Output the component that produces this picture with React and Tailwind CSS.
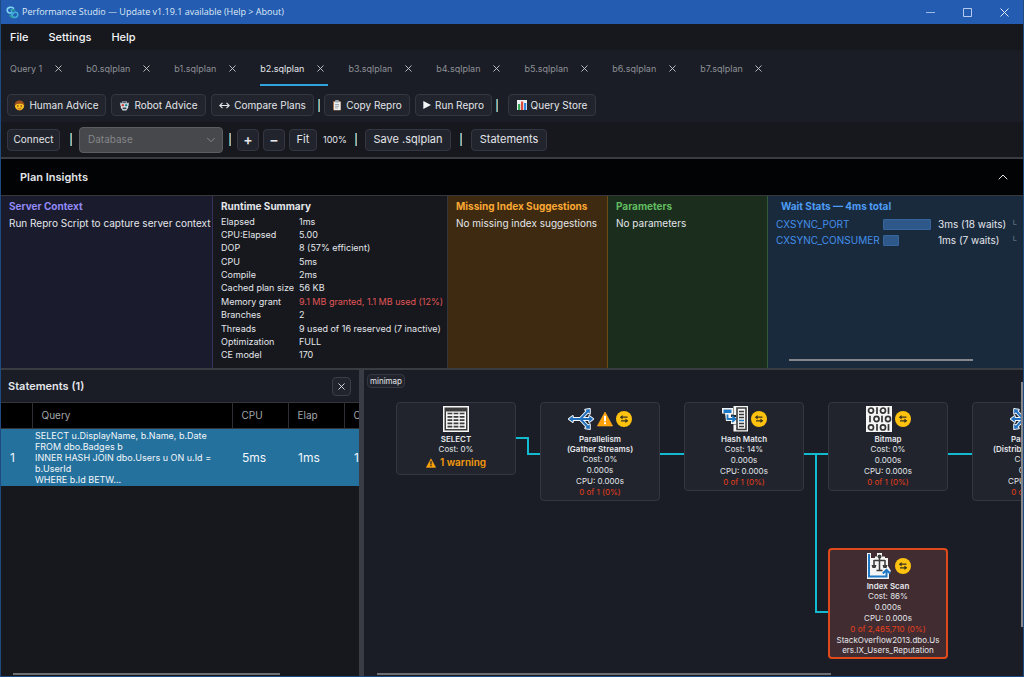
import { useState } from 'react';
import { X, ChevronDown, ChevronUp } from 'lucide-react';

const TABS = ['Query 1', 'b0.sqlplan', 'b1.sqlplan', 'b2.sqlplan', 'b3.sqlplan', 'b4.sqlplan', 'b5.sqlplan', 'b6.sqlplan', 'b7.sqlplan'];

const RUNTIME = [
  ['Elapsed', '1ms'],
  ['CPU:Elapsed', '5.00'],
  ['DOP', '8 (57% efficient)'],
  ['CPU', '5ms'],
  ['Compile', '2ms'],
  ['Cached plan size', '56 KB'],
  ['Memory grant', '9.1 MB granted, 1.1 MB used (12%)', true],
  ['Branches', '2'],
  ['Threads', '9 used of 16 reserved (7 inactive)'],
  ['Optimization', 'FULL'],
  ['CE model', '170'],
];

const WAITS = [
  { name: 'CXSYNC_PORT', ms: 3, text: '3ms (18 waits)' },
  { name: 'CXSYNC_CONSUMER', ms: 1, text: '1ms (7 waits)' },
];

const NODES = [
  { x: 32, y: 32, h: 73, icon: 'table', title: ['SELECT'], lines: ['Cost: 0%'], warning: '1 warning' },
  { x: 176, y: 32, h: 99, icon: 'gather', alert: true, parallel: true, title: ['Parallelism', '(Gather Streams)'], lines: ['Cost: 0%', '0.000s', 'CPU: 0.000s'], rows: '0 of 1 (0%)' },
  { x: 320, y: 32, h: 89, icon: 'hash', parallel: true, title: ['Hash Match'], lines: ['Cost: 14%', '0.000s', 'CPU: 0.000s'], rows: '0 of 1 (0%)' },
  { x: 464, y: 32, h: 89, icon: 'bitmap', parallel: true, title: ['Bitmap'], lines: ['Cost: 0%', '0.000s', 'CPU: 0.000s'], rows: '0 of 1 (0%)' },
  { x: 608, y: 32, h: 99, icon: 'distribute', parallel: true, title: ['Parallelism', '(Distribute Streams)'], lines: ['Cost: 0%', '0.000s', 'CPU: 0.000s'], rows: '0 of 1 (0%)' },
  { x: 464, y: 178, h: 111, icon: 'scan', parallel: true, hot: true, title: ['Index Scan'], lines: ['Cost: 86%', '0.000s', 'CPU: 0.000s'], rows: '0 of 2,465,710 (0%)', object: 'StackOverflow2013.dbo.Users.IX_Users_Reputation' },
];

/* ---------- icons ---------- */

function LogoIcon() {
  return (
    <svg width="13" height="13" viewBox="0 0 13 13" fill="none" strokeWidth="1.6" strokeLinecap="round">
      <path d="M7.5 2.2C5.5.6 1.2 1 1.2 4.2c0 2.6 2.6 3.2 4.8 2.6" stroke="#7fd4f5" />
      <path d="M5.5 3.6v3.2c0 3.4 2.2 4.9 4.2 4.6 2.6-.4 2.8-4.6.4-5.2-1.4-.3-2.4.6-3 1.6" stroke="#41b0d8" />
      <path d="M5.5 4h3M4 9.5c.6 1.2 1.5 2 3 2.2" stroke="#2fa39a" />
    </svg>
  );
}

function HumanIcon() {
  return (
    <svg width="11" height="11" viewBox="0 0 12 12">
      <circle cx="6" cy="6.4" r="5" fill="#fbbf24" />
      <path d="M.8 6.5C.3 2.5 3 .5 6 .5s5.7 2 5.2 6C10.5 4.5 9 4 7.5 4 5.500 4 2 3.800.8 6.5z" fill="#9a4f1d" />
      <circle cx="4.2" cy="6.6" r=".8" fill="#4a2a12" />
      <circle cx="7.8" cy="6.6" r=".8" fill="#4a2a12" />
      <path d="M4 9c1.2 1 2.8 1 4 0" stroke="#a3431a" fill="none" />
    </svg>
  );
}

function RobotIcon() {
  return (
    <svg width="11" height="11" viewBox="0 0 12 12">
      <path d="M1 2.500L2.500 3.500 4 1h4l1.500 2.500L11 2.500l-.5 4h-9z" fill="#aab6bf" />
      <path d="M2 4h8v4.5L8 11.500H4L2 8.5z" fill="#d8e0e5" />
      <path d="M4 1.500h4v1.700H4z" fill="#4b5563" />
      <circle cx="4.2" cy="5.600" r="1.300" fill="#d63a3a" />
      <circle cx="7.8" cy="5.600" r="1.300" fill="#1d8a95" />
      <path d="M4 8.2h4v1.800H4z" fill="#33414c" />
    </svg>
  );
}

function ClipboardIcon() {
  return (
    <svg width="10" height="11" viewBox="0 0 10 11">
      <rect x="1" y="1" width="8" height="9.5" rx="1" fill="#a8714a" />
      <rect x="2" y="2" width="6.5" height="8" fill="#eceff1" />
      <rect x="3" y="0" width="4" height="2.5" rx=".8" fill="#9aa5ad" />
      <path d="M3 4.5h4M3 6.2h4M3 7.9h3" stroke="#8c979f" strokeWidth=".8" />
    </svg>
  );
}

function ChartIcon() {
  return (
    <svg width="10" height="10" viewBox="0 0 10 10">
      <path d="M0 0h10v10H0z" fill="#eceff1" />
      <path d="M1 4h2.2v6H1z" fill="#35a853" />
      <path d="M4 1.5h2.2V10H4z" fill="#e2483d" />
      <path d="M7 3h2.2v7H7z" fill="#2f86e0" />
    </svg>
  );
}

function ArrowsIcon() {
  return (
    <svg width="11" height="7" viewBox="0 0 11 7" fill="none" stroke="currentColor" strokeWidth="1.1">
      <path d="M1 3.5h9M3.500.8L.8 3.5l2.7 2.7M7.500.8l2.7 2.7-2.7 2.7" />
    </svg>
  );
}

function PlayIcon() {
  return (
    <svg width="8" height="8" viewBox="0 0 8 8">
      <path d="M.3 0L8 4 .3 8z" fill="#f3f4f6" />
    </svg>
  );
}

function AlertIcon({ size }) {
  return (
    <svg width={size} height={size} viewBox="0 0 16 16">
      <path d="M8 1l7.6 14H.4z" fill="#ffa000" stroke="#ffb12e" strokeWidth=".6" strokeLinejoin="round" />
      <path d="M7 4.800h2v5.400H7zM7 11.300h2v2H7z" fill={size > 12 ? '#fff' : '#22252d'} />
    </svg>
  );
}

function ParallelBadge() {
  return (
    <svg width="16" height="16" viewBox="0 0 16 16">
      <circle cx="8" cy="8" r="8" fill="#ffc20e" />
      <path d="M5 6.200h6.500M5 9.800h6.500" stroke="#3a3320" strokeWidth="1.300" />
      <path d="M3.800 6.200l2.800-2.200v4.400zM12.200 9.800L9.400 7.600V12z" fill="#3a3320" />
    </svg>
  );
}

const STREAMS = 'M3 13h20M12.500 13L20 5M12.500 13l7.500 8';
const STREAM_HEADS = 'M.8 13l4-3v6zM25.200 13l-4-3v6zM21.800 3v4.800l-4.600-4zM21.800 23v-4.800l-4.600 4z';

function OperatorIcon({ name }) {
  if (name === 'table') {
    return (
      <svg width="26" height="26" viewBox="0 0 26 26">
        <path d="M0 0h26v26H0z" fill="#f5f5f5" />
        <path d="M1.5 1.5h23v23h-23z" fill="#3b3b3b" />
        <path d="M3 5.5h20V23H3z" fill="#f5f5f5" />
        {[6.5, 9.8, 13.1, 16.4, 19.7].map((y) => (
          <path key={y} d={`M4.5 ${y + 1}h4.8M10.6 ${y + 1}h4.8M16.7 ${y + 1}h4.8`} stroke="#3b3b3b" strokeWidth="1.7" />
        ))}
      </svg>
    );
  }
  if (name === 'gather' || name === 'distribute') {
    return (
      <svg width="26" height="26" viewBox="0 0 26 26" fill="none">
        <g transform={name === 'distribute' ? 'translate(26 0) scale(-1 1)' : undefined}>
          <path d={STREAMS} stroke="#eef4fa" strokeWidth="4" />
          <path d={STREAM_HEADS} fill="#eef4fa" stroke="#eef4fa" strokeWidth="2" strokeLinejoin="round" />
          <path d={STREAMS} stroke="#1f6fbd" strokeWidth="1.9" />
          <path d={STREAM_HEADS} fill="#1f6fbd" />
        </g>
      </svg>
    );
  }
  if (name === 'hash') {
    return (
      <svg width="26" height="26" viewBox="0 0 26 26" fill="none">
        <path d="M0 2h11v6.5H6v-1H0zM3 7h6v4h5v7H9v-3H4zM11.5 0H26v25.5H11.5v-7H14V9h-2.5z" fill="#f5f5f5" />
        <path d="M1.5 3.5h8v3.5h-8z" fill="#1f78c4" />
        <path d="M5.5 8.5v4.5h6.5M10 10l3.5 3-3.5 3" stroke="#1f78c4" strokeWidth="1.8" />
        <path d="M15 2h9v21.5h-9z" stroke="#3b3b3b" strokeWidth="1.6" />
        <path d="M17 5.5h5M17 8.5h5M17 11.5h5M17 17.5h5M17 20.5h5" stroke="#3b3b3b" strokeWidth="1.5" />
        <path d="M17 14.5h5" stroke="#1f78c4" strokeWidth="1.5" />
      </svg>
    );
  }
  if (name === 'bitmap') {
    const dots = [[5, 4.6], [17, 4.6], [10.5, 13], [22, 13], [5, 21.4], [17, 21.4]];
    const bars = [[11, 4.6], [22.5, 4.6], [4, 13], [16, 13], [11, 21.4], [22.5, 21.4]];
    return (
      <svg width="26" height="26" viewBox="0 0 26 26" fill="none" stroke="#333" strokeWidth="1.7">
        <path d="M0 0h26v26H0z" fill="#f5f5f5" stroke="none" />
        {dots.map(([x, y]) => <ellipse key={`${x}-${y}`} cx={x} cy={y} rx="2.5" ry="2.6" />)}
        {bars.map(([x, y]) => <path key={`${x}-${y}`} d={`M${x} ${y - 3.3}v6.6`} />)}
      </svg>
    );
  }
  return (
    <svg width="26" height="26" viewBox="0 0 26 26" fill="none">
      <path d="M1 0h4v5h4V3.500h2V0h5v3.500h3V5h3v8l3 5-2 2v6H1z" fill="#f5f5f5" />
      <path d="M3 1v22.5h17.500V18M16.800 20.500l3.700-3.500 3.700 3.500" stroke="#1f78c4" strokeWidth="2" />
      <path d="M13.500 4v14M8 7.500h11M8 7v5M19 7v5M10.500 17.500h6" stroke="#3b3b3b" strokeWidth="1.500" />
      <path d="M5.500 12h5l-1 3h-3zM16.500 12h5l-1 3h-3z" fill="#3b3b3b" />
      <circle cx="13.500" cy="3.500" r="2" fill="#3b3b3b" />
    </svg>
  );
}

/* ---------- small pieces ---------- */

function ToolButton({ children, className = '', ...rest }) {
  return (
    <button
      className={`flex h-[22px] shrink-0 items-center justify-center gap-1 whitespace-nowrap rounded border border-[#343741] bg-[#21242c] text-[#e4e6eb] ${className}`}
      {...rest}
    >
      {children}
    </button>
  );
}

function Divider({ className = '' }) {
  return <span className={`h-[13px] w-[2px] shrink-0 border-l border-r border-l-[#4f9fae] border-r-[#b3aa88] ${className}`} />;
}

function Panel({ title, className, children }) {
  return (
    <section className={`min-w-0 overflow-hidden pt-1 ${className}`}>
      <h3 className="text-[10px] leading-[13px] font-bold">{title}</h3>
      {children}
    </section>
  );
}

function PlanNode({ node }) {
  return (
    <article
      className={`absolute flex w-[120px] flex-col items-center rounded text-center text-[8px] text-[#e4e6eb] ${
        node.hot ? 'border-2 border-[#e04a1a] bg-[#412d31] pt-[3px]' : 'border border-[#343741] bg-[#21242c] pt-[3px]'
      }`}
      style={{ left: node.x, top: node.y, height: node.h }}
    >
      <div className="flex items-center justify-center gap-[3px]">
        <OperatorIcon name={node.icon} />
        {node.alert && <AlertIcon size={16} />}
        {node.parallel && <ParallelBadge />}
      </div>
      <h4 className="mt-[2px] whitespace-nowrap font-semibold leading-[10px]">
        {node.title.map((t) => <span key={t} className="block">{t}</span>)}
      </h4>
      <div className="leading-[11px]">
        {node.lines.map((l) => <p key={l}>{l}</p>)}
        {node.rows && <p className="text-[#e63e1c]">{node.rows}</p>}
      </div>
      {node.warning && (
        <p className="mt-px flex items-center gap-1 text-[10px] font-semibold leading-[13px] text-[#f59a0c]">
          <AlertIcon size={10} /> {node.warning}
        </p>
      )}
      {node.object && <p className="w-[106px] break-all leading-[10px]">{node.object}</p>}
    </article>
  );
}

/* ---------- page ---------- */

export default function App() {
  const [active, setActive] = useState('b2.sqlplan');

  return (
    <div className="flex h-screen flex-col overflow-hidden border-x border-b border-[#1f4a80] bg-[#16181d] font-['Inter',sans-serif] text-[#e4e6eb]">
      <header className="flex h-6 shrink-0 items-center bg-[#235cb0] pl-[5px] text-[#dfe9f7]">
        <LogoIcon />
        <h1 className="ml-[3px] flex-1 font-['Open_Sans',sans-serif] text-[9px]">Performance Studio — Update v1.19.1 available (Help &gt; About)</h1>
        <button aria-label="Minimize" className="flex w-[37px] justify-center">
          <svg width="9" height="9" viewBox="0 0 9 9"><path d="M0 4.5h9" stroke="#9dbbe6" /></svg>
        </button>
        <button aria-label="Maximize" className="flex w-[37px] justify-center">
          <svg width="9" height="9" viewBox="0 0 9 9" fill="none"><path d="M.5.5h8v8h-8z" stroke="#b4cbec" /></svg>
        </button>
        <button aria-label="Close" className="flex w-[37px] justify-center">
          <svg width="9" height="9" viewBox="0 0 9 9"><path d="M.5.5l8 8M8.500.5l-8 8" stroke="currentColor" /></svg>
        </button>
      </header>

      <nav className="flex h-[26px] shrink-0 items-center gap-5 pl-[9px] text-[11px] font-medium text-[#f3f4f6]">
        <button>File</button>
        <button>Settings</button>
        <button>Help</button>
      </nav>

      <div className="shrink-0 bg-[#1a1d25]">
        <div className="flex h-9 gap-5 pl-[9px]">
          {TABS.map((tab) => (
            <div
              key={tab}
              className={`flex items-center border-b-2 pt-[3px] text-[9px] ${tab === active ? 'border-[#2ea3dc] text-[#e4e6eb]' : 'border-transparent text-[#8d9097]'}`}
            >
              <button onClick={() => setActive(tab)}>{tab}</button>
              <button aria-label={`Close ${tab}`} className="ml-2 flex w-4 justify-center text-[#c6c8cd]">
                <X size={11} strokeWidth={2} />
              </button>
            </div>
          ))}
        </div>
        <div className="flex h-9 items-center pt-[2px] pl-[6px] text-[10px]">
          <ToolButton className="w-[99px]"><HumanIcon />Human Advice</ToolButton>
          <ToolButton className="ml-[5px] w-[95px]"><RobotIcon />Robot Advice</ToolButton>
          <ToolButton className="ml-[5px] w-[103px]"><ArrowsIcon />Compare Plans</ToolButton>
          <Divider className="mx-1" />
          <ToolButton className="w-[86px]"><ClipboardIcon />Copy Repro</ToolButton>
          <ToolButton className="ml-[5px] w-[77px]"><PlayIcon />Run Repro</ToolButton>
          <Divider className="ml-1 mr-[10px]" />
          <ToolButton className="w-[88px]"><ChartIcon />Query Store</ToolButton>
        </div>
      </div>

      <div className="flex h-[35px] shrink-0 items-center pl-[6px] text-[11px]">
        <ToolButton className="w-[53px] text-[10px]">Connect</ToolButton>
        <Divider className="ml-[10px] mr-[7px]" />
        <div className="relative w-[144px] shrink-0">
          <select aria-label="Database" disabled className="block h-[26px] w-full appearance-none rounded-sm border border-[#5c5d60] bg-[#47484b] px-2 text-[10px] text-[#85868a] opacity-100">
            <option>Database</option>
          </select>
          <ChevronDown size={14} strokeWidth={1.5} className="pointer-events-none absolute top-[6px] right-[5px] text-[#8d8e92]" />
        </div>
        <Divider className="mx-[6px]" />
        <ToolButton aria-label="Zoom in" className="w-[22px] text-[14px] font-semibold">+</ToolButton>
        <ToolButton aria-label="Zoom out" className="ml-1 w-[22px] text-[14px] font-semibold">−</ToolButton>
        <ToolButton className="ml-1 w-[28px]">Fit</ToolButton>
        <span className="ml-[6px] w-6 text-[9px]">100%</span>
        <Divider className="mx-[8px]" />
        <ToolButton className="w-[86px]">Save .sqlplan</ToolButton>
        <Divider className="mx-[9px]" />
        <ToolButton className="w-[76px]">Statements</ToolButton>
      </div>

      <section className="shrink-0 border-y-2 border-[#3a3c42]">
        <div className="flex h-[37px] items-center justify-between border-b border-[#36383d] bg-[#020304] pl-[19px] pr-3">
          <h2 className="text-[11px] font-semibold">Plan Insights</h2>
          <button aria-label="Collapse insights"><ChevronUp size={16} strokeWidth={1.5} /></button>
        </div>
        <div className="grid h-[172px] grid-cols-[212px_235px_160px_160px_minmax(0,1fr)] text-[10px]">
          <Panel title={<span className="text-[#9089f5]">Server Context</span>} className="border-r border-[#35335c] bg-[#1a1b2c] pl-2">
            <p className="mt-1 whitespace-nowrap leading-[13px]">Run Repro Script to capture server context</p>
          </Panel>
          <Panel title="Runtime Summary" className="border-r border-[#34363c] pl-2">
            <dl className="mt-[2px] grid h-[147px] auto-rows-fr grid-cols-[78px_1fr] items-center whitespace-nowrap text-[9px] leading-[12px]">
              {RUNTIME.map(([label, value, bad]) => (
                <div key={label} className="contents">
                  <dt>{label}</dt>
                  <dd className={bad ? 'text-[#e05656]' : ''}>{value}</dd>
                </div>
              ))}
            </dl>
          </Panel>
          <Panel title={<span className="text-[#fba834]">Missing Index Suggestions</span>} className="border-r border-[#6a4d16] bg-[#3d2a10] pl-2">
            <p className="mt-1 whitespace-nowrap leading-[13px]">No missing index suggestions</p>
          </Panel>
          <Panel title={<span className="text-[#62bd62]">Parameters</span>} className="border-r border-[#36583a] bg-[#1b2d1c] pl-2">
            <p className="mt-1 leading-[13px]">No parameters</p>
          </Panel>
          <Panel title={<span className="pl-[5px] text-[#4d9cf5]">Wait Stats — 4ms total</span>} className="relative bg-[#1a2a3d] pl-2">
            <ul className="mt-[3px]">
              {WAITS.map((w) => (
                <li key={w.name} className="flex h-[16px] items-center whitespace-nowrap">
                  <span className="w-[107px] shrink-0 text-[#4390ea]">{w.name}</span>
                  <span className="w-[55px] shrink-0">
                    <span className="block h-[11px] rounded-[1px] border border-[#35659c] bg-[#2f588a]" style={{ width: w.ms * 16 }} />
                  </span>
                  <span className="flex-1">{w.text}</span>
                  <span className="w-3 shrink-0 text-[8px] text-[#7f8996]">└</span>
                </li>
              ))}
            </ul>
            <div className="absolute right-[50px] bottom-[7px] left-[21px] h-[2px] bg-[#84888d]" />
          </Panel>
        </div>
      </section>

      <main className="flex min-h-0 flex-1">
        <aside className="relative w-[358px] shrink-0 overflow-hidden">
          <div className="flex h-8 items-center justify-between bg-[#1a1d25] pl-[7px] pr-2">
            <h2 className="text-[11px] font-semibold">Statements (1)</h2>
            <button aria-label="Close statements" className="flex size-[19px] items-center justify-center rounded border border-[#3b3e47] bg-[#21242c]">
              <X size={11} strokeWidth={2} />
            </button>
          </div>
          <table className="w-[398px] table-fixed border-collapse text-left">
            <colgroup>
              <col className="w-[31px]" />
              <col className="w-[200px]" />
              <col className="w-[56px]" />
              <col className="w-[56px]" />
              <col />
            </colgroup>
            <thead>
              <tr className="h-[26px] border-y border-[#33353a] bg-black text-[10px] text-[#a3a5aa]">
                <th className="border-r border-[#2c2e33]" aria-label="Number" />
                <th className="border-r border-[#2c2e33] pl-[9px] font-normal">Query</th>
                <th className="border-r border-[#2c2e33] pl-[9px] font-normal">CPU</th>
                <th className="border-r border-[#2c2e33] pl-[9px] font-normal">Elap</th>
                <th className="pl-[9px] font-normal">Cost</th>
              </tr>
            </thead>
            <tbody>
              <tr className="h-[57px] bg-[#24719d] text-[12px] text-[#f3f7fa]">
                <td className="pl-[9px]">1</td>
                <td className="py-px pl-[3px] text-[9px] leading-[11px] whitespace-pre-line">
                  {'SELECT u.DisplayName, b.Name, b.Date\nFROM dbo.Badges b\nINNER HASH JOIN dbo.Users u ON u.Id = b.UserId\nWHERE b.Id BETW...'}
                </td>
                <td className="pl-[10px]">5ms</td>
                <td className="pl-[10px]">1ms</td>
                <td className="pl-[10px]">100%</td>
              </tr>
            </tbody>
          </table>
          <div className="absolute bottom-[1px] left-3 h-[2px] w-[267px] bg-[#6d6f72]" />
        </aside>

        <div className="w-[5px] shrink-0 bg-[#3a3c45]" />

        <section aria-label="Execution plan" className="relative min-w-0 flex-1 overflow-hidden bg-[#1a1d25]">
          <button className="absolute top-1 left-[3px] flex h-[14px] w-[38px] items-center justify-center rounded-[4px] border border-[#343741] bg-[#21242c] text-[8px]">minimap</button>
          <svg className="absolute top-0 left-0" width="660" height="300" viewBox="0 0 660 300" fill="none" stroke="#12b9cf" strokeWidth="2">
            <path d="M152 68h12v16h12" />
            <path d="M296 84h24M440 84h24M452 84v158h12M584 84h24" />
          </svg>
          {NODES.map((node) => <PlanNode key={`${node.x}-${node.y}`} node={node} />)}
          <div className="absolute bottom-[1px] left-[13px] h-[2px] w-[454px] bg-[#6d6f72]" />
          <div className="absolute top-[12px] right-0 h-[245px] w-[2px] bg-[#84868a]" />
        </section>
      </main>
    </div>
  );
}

^^^^

== Problem to solve ==
Skip the pictures, please, and transcribe only the lines from the beginning of the material through the one that contains "const TABS = ['Query".

== Response to the exercise ==
Output the component that produces this picture with React and Tailwind CSS.
import { useState } from 'react';
import { X, ChevronDown, ChevronUp } from 'lucide-react';

const TABS = ['Query 1', 'b0.sqlplan', 'b1.sqlplan', 'b2.sqlplan', 'b3.sqlplan', 'b4.sqlplan', 'b5.sqlplan', 'b6.sqlplan', 'b7.sqlplan'];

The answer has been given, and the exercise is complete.